「フューエル・ドクター」騒動と、鳥に襲われた話|『Octane』UKスタッフの愛車日記

『Octane』UKスタッフによる愛車レポート。1971年ホンダZ600で久しぶりに出かけることにしたリチャードが、予期せぬトラブルに遭遇した。

【画像】ホンダZ600でイギリスの風光明媚な山道をロードトリップ!(写真3点)

なかなかの体験だった。凍えるようだった手の感覚が徐々に戻るとズキズキし始めたが、少なくとももう車を押す必要はなくなった。冷たい雨の降りしきる中、私たちが車の中に戻ると、今度はカモメたちが襲ってきた。

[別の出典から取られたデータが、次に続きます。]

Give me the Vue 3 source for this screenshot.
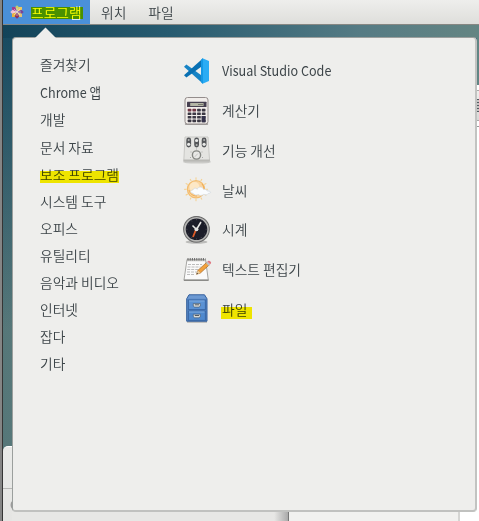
<script setup>
const categories = ['즐겨찾기', 'Chrome 앱', '개발', '문서 자료', '보조 프로그램', '시스템 도구', '오피스', '유틸리티', '음악과 비디오', '인터넷', '잡다', '기타']
const apps = [
  { id: 'code', name: 'Visual Studio Code' },
  { id: 'calc', name: '계산기' },
  { id: 'tweaks', name: '기능 개선' },
  { id: 'weather', name: '날씨' },
  { id: 'clock', name: '시계' },
  { id: 'editor', name: '텍스트 편집기' },
  { id: 'files', name: '파일' },
]
const grid = [0, 1, 2, 3]
const ticks = [0, 30, 60, 90, 120, 150, 180, 210, 240, 270, 300, 330]
const isLatin = (name) => /[A-Za-z]/.test(name)
</script>

<template>
  <div class="screen">
    <div class="edge"></div>
    <header class="topbar">
      <div class="menu-button active">
        <svg class="logo" viewBox="0 0 14 14">
          <path d="M7 .3 9.3 2.6 7 6 4.7 2.6z" fill="#c0d071" />
          <path d="M2 2h3.3L7 7 2 5.3z" fill="#a33d91" />
          <path d="M12 2v3.3L7 7l1.7-5z" fill="#efc95f" />
          <path d="m.3 7 2.3-2.3L7 7 2.6 9.3z" fill="#efc0d2" />
          <path d="m13.7 7-2.3 2.3L7 7l4.4-2.3z" fill="#774597" />
          <path d="M2 12V8.7L7 7l-1.7 5z" fill="#e6b33d" />
          <path d="M12 12H8.7L7 7l5 1.7z" fill="#dfc277" />
          <path d="M7 13.7 4.7 11.4 7 7l2.3 4.4z" fill="#8b3465" />
          <path d="M7 3v8M3 7h8M4 4l6 6M10 4l-6 6" stroke="#f0e7ef" stroke-width=".5" />
        </svg>
        <span class="mark mark-top">프로그램</span>
      </div>
      <span class="menu-button places">위치</span>
      <span class="menu-button">파일</span>
    </header>

    <div class="side-window"><div class="side-line"></div></div>
    <div class="back-window">
      <div class="pane-left"></div>
      <div class="pane-main"></div>
      <div class="pane-right"></div>
    </div>
    <div class="right-window">
      <div class="right-title"></div>
      <div class="right-tool"><i></i></div>
      <div class="right-strip"></div>
    </div>
    <svg class="round-control" viewBox="0 0 10 12"><circle cx="6" cy="6" r="4.8" fill="#ddd" stroke="#999" stroke-width="1.4" /></svg>

    <svg class="arrow" viewBox="0 0 24 12"><path d="M0 12 11.5 .6 23 12z" fill="#eeeeec" /></svg>
    <main class="popup">
      <nav class="categories">
        <div v-for="c in categories" :key="c" class="category">
          <span :class="{ latin: isLatin(c), mark: c === '보조 프로그램', 'mark-category': c === '보조 프로그램' }">{{ c }}</span>
        </div>
      </nav>
      <section class="apps">
        <div v-for="a in apps" :key="a.id" class="app">
          <svg class="icon" viewBox="0 0 30 30">
            <g v-if="a.id === 'code'">
              <path d="M2 10.8 4.4 8.6 21 20.6v7.2z" fill="#1683c5" />
              <path d="m2 19.2 2.4 2.2L21 9.4V2.2z" fill="#0870b3" />
              <path d="m20.5 2.3 6.5 2.8v19.8l-6.5 2.8z" fill="#2bacf4" />
              <path d="m19 3.8 2-1.6v25.6l-2-1.6z" fill="#1598e5" />
            </g>
            <g v-else-if="a.id === 'calc'">
              <rect x="2.8" y="27" width="23.4" height="2" rx="1" fill="#a5a3a2" />
              <rect x="3" y="1.5" width="23" height="26.5" rx="2.5" fill="#f1edea" stroke="#948d8c" />
              <rect x="5" y="5.7" width="19.5" height="5.3" rx=".5" fill="#464050" />
              <rect x="8.2" y="7" width="13.4" height="3" fill="#b3b5a5" />
              <path d="M16 8.5h5" stroke="#77796d" stroke-width="1" />
              <g v-for="r in grid" :key="r">
                <rect v-for="c in grid" :key="c" :x="5.7 + c * 4.7" :y="12.8 + r * 3.6" width="3.7" height="2.6" rx=".6" :fill="r === 0 && c < 2 ? '#703744' : '#3b3843'" />
              </g>
              <rect x="19.6" y="20" width="4" height="6.3" rx=".6" fill="#34324a" />
            </g>
            <g v-else-if="a.id === 'tweaks'">
              <ellipse cx="15" cy="27" rx="14" ry="1.6" fill="#cbcbc8" />
              <path d="M3 2h23l1.6 24H1.8z" fill="#e4e4e1" stroke="#c9c9c6" />
              <path d="M1.6 24.5h26.2v2H1.6z" fill="#b9b9b5" />
              <g fill="#55575a"><rect x="4.3" y="2.5" width="4.8" height="10" rx="2.4" /><rect x="12.2" y="2.5" width="4.8" height="10" rx="2.4" /><rect x="19.7" y="2.5" width="4.8" height="10" rx="2.4" /></g>
              <g fill="#b4b6b5"><circle cx="6.7" cy="5" r="1" /><circle cx="14.6" cy="10" r="1" /><circle cx="22.1" cy="5" r="1" /></g>
              <g fill="#e9eae8"><circle cx="6.7" cy="9.3" r="1.6" /><circle cx="14.6" cy="5.5" r="1.6" /><circle cx="22.1" cy="9.3" r="1.6" /></g>
              <circle cx="14.5" cy="20" r="4.1" fill="#e8e8e6" stroke="#858783" stroke-width="1.4" />
              <path d="m12.8 21.8 3-3.2" stroke="#c5c5c3" />
              <path d="M9 16.5v1m11-1v1M8.5 22v1m12-1v1M14.5 13.5v1" stroke="#aaa" />
            </g>
            <g v-else-if="a.id === 'weather'">
              <g stroke="#f6cf8b" stroke-width="1"><path v-for="t in ticks" :key="t" d="M14 2.4v2.4" :transform="`rotate(${t} 14 14.3)`" /></g>
              <circle cx="14" cy="14.3" r="8.6" fill="#fad6a2" stroke="#f3bd70" stroke-width="1.2" />
              <circle cx="12.5" cy="12" r="5" fill="#fde8c6" />
              <path d="M7 15c.8 4 4 6 8 6M20 9c1.6 2 2 4 1.8 5" fill="none" stroke="#f1ab52" stroke-width="1" />
              <path d="M11 18.2c-3 0-3.2-3 0-3.3.7-2.5 3.8-1.9 4.2-.6 1-3.2 5.6-2.7 6.3.2 2-.6 3.3.4 3.5 1.4 4.5.3 4.7 2.2 1.3 2.5-1 1.8-3 1.6-4.6 1-2 1.5-4.3 1.2-5.3.2-2 .9-4.4.4-5.4-1.4z" fill="#fafcfe" stroke="#cbd3dc" stroke-width=".6" />
            </g>
            <g v-else-if="a.id === 'clock'">
              <ellipse cx="14.5" cy="27" rx="11" ry="1.8" fill="#bcbcba" />
              <circle cx="14.5" cy="14.3" r="12.7" fill="#1c1d29" stroke="#6c6c6c" stroke-width="1.3" />
              <circle cx="14.5" cy="14.3" r="11.6" fill="none" stroke="#b7b7b5" stroke-width="1.6" />
              <g stroke="#5b5b63" stroke-width=".7"><path v-for="t in ticks" :key="t" d="M14.5 4.2v1" :transform="`rotate(${t} 14.5 14.3)`" /></g>
              <path d="m14 14.5-3 7.5" stroke="#df5c29" stroke-width="1.8" />
              <path d="m10.5 10.5 4 4 4.5-7.5" fill="none" stroke="#e8e8e6" stroke-width="1.6" />
              <circle cx="14.5" cy="14.3" r="1.9" fill="#e4e4e2" />
            </g>
            <g v-else-if="a.id === 'editor'">
              <path d="M5 4.5h18.5L26.3 25H2z" fill="#fafafa" stroke="#a6a6a3" />
              <path d="M1.8 25.3h24.8" stroke="#8b8b88" stroke-width="1.4" />
              <path d="M5 5.5h18.5" stroke="#c4c4c1" stroke-width="1.5" />
              <path d="M5.5 4.2h18" stroke="#666" stroke-width="2.4" stroke-dasharray="1 1.2" />
              <path d="M6 9.5h14M5.5 12h13M5.2 14.5h11M5 17h10M5 19.5h8" stroke="#b5b5b5" stroke-width=".9" stroke-dasharray="3 1" />
              <path d="m14.5 19.3 1.5-4 8.8-8 2.6 2.5-9 8.2z" fill="#f2a13d" stroke="#a46c31" stroke-width=".7" />
              <path d="m14.5 19.3 1.4-3.7 2.4 2.4z" fill="#ead0a4" />
              <path d="m14.5 19.3.6-1.6 1 1z" fill="#333" />
              <path d="m24 8 1.4-1.4 2.8 2.6-1.5 1.5z" fill="#bcc1c7" />
              <path d="m25.3 6.6.8-.7c1.2-1 3.8 1.1 2.8 2.5l-.8.8z" fill="#df7882" />
            </g>
            <g v-else>
              <path d="M5 28h20" stroke="#adadab" stroke-width="1.4" />
              <path d="M7 .8h15.5l2.5 4v22.4H4.7V4.8z" fill="#5788c7" stroke="#345f9b" />
              <path d="M7.4 1.4h14.8l2 3.4h-19z" fill="#6c99d2" />
              <rect x="6.4" y="6" width="17" height="9.6" fill="#5b92d4" stroke="#3a68a6" />
              <rect x="6.4" y="17" width="17" height="9.4" fill="#4f89ce" stroke="#3a68a6" />
              <path d="M7 7h15.5M7 18h15.5" stroke="#7eabde" />
              <g fill="#d9dbd8" stroke="#3d5269" stroke-width=".6"><path d="M11.3 9.5h7v2.6l-1.3 1h-4.4l-1.3-1z" /><path d="M11.3 20.2h7v2.6l-1.3 1h-4.4l-1.3-1z" /></g>
              <path d="M12.8 10.8H17m-4.2 10.7H17" stroke="#555c63" />
            </g>
          </svg>
          <span :class="{ latin: isLatin(a.name), mark: a.id === 'files', 'mark-file': a.id === 'files' }">{{ a.name }}</span>
        </div>
      </section>
    </main>
  </div>
</template>

<style>
body { margin: 0; overflow: hidden; }
</style>
<style scoped>
.screen { position: relative; width: 479px; height: 521px; overflow: hidden; font-family: "Noto Sans CJK KR", sans-serif; font-size: 13.75px; font-weight: 350; line-height: 20px; color: #3d4549; background: linear-gradient(180deg, #164960 25px, transparent 330px), linear-gradient(90deg, #567779, #69918f); }
.screen::before { content: ''; position: absolute; inset: 24px 0 auto 3px; height: 14px; background: linear-gradient(90deg, #134359, #275b70 35%, #557b84 75%, #648583); }
.screen::after { content: ''; position: absolute; left: 477px; top: 25px; width: 2px; height: 60px; background: #618584; }
.edge { position: absolute; z-index: 8; left: 0; top: 0; width: 2px; height: 521px; background: #858585; border-right: 1px solid #353535; }
.topbar { position: relative; box-sizing: border-box; height: 25px; padding-left: 3px; display: flex; border-bottom: 1px solid #868783; background: linear-gradient(#eeeeec, #dededb); }
.menu-button { display: flex; align-items: center; height: 23px; }
.active { box-sizing: border-box; height: 24px; padding-bottom: 1px; width: 87px; padding-left: 7px; gap: 7px; background: #4a90d9; color: white; }
.places { margin-left: 11px; margin-right: 22px; }
.logo { width: 14px; height: 14px; }
.latin { display: inline-block; font-weight: 400; transform: scaleX(.915); transform-origin: left center; }
.mark { position: relative; }
.mark::after { content: ''; position: absolute; mix-blend-mode: multiply; background: #fff500; }
.mark-top::after { left: 0; right: -1px; top: 5px; height: 12px; background: #ff0; }
.mark-category::after { left: 0; right: 0; top: 7px; height: 12px; }
.mark-file::after { left: -1px; right: -5px; top: 8px; height: 12px; }
.arrow { position: absolute; z-index: 4; left: 34px; top: 27px; width: 24px; height: 12px; }
.popup { position: absolute; z-index: 3; box-sizing: border-box; left: 12px; top: 37px; width: 465px; height: 475px; border: 1px solid #9b9f9d; border-right: 2px solid #c2c3c1; border-bottom: 2px solid #c0c1bf; border-radius: 4px; background: #eeeeec; display: flex; padding-left: 27px; }
.categories { width: 142px; padding-top: 12px; }
.category { height: 27.1px; display: flex; align-items: center; white-space: nowrap; }
.category:first-child { margin-bottom: 1.7px; }
.apps { padding-top: 13px; }
.app { height: 39.75px; display: flex; align-items: center; gap: 10px; white-space: nowrap; }
.app > span { margin-top: -1px; }
.icon { width: 30px; height: 30px; }
.side-window { position: absolute; left: 3px; top: 446px; width: 30px; height: 75px; border-top-left-radius: 5px; background: linear-gradient(#e9eae8, #e5e5e3); border-top: 1px solid #fff; box-sizing: border-box; padding-top: 41px; }
.side-line { border-top: 1px solid #b8b8b6; }
.back-window { position: absolute; left: 12px; top: 505px; right: 0; height: 16px; display: flex; }
.pane-left { box-sizing: border-box; width: 277px; background: linear-gradient(90deg, #e7e7e5 95%, #aaa); border-right: 1px solid #777; }
.pane-main { box-sizing: border-box; width: 171px; background: #f1f1ef; border-right: 2px solid #d5d5d3; }
.pane-right { flex: 1; background: white; }
.right-window { position: absolute; left: 474px; top: 85px; width: 5px; height: 436px; background: white; }
.right-title { height: 5px; background: #fff; border-bottom: 1px solid #aaa; }
.right-tool { height: 29px; background: linear-gradient(#eeeeec, #d9d9d7); display: flex; align-items: center; }
.right-tool i { width: 5px; height: 13px; background: repeating-linear-gradient(#555c62 0 1px, #c5c5c3 1px 3px); }
.right-strip { height: 5px; border-top: 1px solid #aaa; border-bottom: 1px solid #999; }
.round-control { position: absolute; left: 10px; top: 499px; width: 10px; height: 12px; }
</style>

ロードトリップで訪れたウェールズでの週末。荒れた天気と鳥の急降下爆撃のせいで、このオレンジの愉快な車での晴れやかなムードが一気に暗くなってしまった。

何が起きたか順番に話をしよう。

正直なところ、最近このZ600にはほとんど乗っていない。何度かスーパーに行くくらいだ。あとは、うっかり地元の夕方のカーショーに行ってみたものの、そこではこのおバカっぽい”Kei Car”よりも、日本の”チューナー”カーが人気だった。それに、このホンダの共同オーナーであるクリス・リースとの予定が合わないというのも理由のひとつだった。

しかしようやく、私たちにチャンスが訪れた。シュロップシャーの私の家を出発し、スノードニアとポートメイリオンを目指すことになったのだ。

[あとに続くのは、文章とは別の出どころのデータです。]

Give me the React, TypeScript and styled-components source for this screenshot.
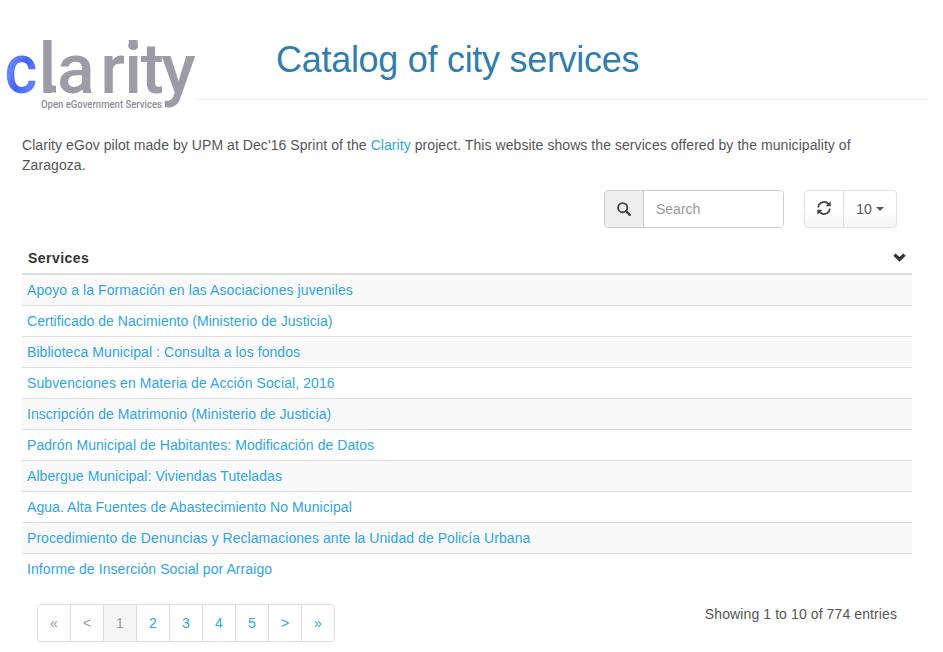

私たちはスノードニアを堪能した。ホンダは急勾配の坂道でも平気だったし、下り坂も少し怖い程度だった。ポートメイリオンには行けなかったものの、ポルスマドグでは多くの時間を過ごした。クリスはフェラーリの会報誌の仕事で、喉の乾いたエキゾチカ(=燃費の悪い異国の車の意)とよく戯れる機会があることもあり、ガソリンスタンドを見つけるたびに燃料を満タンにすることがベストだと考えていた。

そしてこのとき、ガソリンポンプではなくディーゼルポンプを使ってしまうという、ちょっとした、否、大きな手違いがあった。

クリスは、給油開始から30秒ほどで自分のミスに気づいた。私たちはすっかり青ざめた。エンジンはかけなかった。その代わり、土砂降りの雨と強まる強風の中、駐車場を見つけるまで車を押した。この時、私たちは何度も金物屋に立ち寄っては、チューブやそれを切るためのナイフなど、車のトランクに積み忘れていたものを手に入れようとした。しかし、結局ガソリンタンクを空にすることはできなかった。仕方なくグリーンフラッグに電話して対応してもらうことになった。

作業員の到着を待っている間、雨が車の屋根をたたき、ウィンドウは曇ってきた。外から、何度も鈍い音がしてきた。ヒッチコック的だ、カモメたちがホンダを襲い始め、リアのオーバーライダーのゴムが犠牲となった。カモメも簡単には撃退できなかった。

その後、なんとか車の整備は済み、私たちは曲がりくねった道を通って夜にドルゲラウにたどり着き、翌日、オズウェストリーを経由して帰路についた。道中、私たちが笑い続けている間も、この小さなホンダは休まず走り続けてくれた。間違いなく今までで最高の車だと褒めてやりたい。